Vivendo há dez anos no Marizá Epicentro de Cultura e Agroecologia, na cidade de Tucano, Marsha defende “o uso intensivo dos espaços, trabalhados de forma orgânica para produzir alimentos de alta qualidade, em vez de cultivos extensivos produzidos com defensivos químicos, máquinas e pouca diversidade e vida, totalmente insustentáveis”.

Nos grupos de permacultura, a questão da fome é considerada como um problema de distribuição de alimento, não havendo escassez. A literatura permaculturista afirma que a produção mundial de grãos já atinge um volume capaz de abastecer três vezes a população do planeta. O desperdício chega a 40% do total produzido.

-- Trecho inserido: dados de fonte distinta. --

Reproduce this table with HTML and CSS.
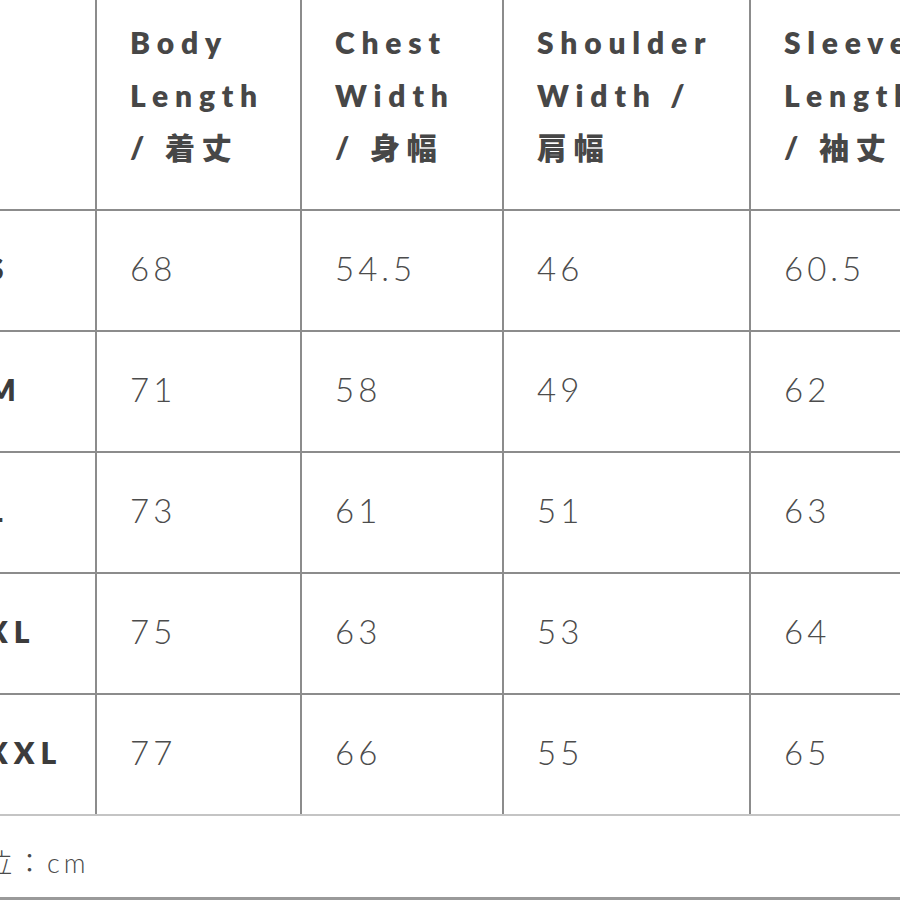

Bill Mollison ressalta que o primeiro passo para a mudança é pautar cada ação individual pela ética do cuidado com todos os seres. Pensar sistemicamente exige tornar-se responsável pelas mazelas do mundo e realizar cada pequena ação com consciência do todo. A permacultura se propõe como uma revolução permanente, mas não mais como antes, com movimentação de massas e grandes confrontos. Agora, é a vez do indivíduo e da ação individual, do poder pessoal como ativador de uma alternativa planetária.